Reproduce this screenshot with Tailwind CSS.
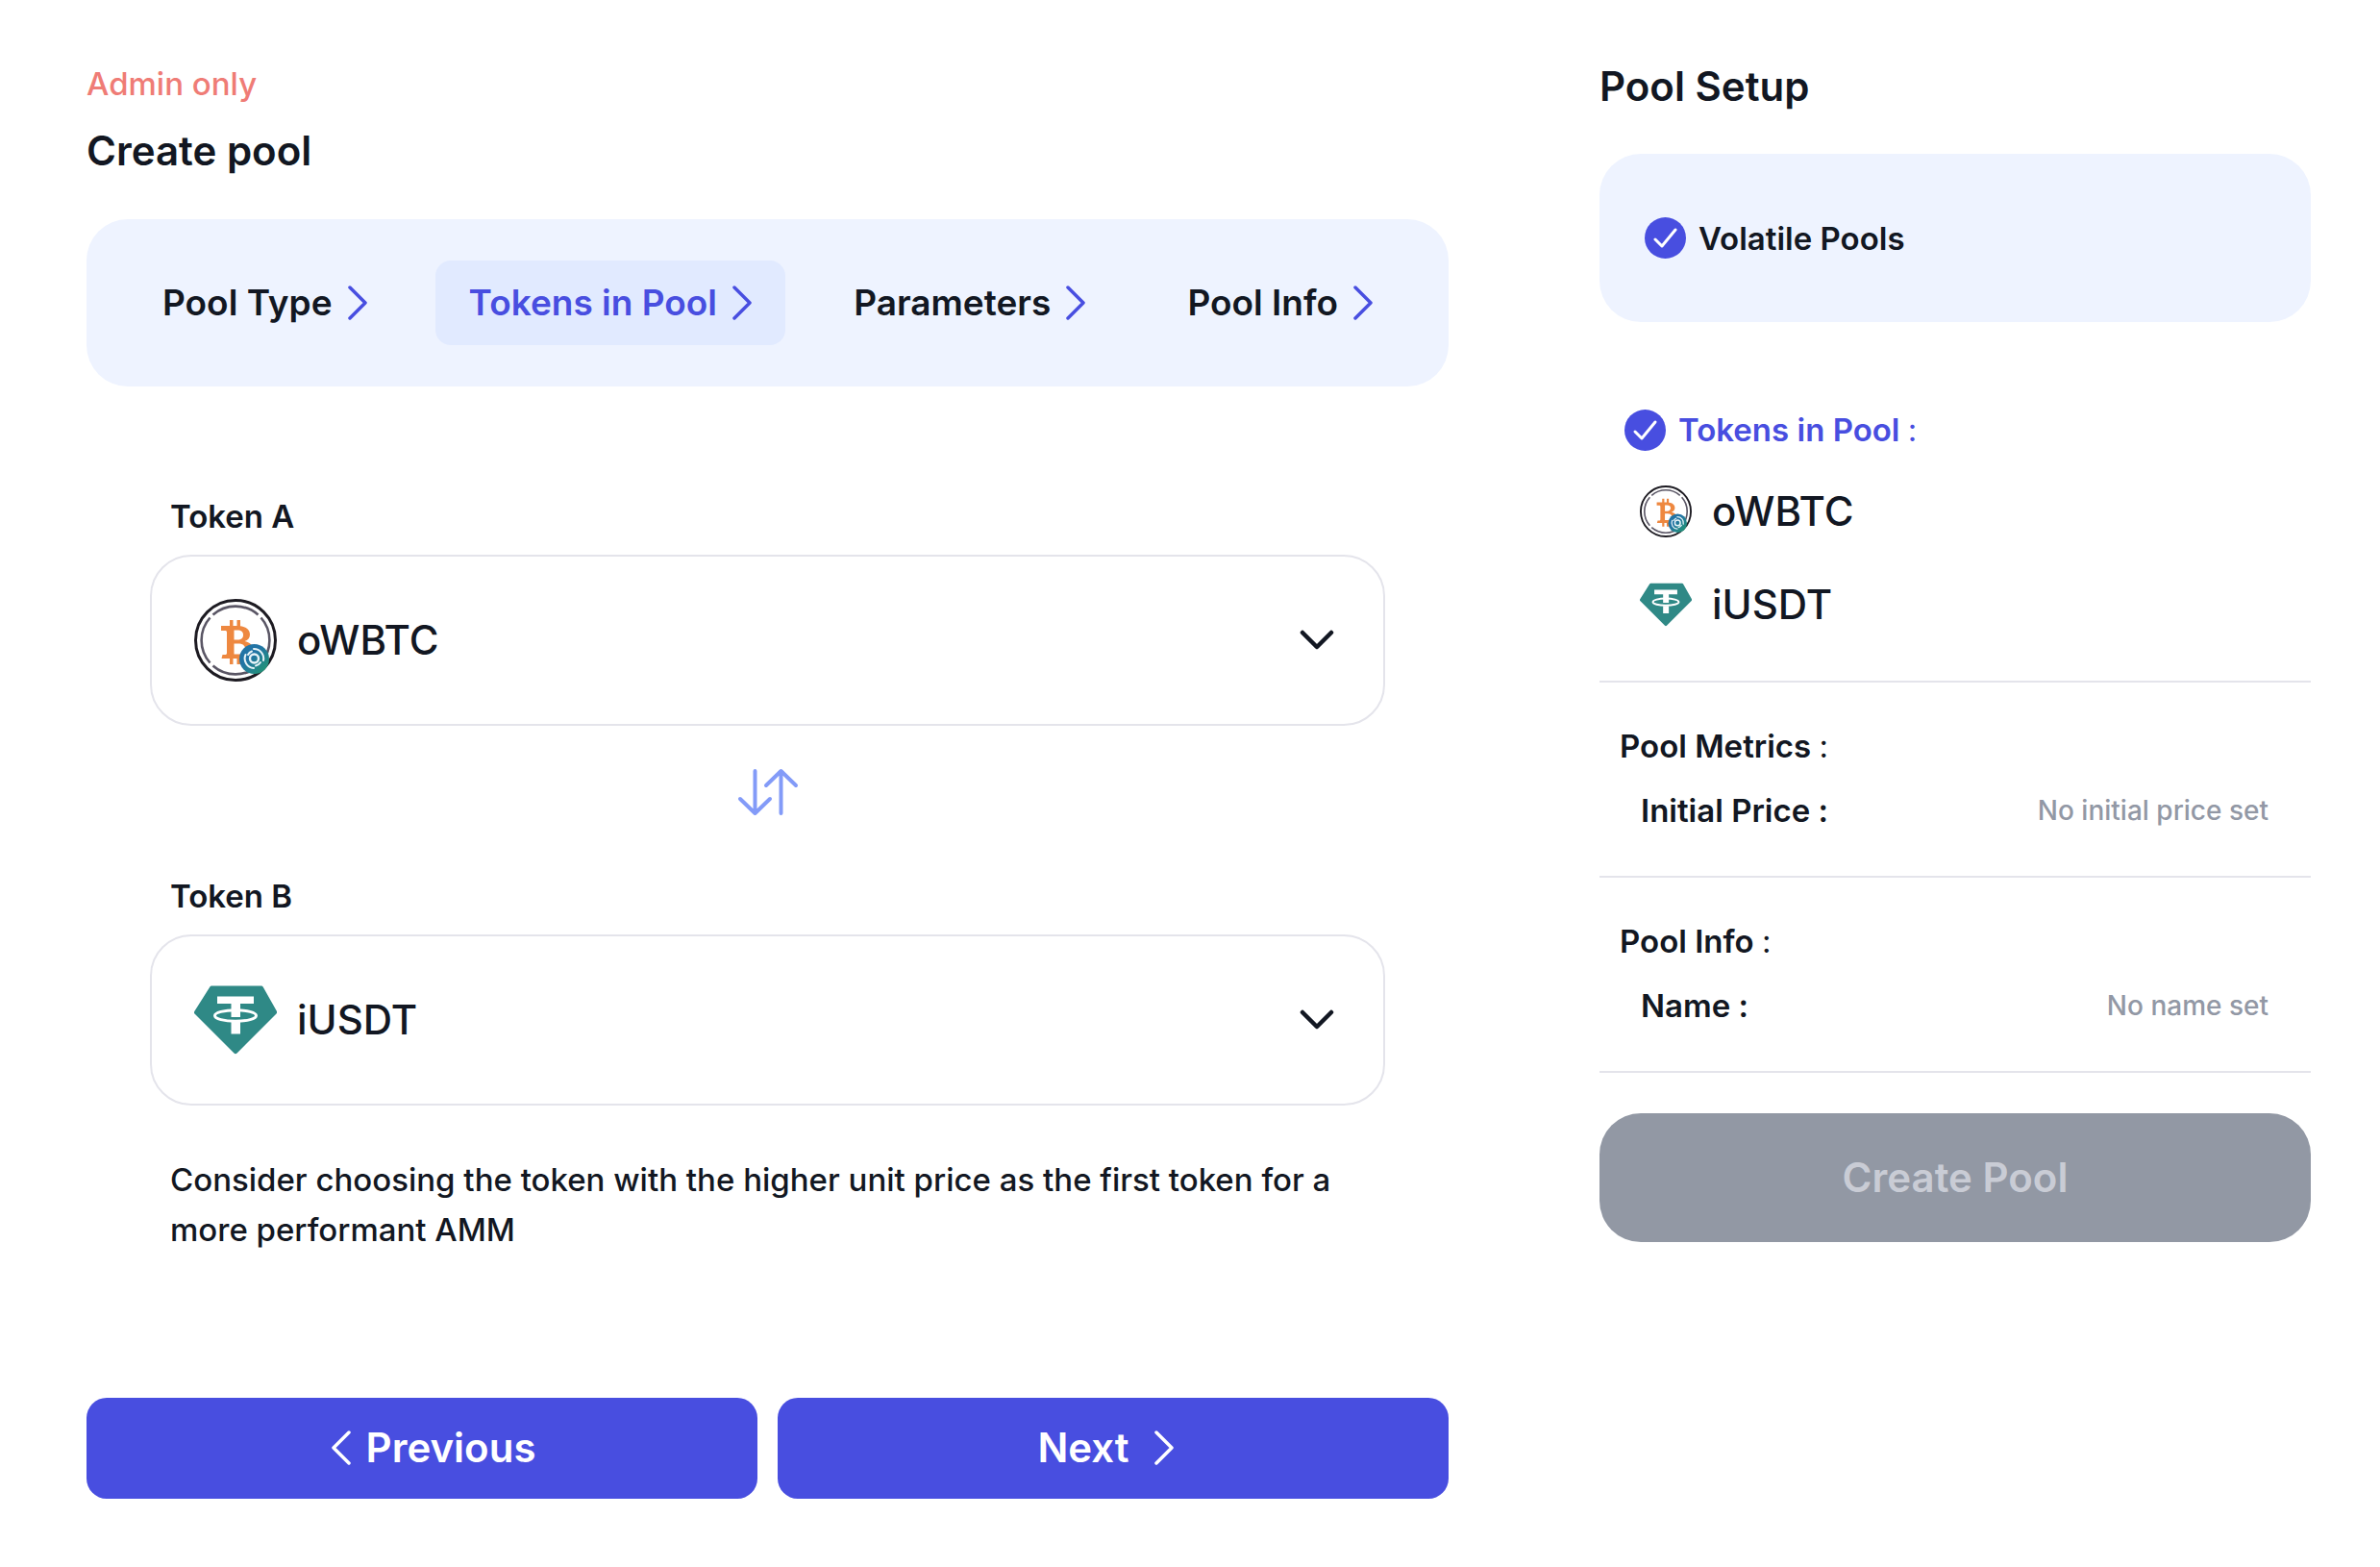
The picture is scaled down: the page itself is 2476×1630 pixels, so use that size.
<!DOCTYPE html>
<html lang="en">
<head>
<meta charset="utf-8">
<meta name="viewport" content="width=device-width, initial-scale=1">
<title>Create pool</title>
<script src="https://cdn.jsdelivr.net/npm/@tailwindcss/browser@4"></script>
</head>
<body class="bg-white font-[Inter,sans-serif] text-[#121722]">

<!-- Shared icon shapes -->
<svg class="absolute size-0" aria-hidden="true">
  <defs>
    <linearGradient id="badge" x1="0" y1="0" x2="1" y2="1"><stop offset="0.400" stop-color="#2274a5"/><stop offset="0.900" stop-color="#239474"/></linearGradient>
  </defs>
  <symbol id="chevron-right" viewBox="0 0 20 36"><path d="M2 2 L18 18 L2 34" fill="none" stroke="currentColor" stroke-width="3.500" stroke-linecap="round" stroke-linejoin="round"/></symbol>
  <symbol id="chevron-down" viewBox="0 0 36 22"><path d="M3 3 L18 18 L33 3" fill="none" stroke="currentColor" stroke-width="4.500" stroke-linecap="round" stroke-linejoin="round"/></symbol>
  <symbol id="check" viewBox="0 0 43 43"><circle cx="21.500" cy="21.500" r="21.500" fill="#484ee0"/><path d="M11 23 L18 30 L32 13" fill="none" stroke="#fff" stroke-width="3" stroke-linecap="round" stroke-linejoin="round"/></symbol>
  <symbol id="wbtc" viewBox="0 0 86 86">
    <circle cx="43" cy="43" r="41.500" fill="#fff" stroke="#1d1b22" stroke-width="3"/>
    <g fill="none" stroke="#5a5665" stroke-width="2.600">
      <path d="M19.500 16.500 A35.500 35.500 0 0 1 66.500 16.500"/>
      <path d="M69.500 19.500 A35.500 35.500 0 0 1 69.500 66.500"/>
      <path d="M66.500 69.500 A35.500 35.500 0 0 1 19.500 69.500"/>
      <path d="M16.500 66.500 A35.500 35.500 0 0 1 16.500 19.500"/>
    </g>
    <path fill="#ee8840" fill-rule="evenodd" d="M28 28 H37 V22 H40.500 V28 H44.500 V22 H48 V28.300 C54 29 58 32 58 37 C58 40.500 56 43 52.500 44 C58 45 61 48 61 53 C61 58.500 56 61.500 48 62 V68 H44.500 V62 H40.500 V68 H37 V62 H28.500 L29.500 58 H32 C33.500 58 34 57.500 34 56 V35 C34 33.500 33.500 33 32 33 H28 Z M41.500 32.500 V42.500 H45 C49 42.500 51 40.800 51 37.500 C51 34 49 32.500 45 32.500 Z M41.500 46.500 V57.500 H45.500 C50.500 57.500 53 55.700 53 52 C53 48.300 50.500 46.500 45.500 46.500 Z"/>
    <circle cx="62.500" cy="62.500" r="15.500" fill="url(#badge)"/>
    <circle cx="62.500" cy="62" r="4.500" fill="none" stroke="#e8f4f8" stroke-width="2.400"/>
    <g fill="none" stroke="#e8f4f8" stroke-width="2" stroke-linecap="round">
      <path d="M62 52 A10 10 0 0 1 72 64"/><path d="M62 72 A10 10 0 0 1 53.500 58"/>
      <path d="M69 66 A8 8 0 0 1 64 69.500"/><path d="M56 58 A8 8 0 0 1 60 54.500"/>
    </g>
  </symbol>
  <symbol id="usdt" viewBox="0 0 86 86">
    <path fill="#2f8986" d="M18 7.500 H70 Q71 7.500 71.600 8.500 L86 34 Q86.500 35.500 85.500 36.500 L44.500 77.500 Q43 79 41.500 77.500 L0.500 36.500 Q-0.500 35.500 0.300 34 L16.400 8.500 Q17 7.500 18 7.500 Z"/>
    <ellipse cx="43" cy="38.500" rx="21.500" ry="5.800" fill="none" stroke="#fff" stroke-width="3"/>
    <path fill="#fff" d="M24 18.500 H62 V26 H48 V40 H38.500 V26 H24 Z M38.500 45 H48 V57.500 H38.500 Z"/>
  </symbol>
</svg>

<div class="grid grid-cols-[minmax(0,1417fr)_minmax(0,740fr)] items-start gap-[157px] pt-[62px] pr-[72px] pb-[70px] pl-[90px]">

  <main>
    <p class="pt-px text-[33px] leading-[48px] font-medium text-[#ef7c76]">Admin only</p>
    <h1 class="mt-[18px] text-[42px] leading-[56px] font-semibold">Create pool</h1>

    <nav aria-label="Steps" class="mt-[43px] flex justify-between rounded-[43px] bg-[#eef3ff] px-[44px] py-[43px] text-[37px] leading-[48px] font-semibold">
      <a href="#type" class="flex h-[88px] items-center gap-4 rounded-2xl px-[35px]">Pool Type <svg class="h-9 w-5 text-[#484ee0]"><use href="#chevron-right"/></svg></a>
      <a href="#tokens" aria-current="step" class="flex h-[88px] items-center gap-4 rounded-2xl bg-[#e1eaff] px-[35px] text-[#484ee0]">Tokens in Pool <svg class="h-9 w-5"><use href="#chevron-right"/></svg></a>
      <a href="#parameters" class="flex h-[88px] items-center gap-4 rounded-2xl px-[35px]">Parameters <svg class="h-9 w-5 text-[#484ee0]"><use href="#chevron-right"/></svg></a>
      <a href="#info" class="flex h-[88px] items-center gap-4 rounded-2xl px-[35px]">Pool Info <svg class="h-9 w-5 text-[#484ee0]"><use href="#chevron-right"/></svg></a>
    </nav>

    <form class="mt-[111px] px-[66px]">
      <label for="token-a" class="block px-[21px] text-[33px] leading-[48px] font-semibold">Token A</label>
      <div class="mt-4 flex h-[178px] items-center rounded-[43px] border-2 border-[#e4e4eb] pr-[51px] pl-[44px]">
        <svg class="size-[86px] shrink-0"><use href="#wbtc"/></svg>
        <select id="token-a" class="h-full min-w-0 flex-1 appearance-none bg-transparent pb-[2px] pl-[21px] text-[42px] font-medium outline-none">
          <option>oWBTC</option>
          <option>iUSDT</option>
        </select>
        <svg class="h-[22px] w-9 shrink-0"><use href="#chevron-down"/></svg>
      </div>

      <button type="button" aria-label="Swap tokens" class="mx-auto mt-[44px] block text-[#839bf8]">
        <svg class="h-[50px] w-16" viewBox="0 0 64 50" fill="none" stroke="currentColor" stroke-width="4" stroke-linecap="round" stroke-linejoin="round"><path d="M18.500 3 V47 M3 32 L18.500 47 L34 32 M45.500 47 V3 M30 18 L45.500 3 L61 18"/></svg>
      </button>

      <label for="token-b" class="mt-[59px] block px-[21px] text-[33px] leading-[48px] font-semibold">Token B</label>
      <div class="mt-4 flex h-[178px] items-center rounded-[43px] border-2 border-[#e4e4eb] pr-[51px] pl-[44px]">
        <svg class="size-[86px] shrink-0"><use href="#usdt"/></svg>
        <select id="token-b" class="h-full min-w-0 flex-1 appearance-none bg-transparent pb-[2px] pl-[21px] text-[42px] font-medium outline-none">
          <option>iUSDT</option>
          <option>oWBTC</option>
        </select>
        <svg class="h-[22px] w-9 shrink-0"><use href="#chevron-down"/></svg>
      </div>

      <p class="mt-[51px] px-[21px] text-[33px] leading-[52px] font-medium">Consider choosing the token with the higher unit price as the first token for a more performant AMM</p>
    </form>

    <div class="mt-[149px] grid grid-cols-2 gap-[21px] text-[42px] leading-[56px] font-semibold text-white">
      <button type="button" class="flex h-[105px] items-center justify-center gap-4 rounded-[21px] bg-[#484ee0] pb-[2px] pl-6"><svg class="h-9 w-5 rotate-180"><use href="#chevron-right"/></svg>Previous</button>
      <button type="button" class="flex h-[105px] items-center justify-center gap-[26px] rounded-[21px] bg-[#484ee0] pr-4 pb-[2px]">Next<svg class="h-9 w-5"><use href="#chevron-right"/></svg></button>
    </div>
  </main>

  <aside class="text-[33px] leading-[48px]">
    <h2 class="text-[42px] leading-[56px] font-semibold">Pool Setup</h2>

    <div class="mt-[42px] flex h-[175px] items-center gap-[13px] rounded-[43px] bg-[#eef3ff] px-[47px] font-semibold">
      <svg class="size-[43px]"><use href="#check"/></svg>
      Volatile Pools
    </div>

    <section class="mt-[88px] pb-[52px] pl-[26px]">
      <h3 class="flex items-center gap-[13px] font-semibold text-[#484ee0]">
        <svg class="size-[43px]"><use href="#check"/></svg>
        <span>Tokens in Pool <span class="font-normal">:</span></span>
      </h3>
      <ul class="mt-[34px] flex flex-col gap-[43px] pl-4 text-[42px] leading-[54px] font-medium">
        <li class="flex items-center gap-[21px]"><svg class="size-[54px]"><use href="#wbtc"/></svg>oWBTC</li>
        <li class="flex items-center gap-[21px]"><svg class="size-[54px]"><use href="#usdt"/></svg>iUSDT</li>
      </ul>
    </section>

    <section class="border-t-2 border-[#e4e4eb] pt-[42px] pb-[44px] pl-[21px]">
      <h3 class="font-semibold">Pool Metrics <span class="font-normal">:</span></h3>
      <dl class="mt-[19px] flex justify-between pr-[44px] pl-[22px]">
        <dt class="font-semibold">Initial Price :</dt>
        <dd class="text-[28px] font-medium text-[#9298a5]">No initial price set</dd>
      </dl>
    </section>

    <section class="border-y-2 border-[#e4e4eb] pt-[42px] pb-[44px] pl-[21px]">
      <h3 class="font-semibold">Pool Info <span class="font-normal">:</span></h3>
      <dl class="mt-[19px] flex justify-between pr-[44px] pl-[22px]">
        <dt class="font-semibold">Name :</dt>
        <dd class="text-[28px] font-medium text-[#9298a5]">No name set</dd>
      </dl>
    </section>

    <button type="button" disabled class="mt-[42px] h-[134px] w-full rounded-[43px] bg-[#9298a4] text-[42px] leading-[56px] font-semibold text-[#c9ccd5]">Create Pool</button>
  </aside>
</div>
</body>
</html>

________________________________________

• SHORT TASK
Each line that holds the word "with" is to be copied.

• WRITTEN REPLY
Reproduce this screenshot with Tailwind CSS.
      <p class="mt-[51px] px-[21px] text-[33px] leading-[52px] font-medium">Consider choosing the token with the higher unit price as the first token for a more performant AMM</p>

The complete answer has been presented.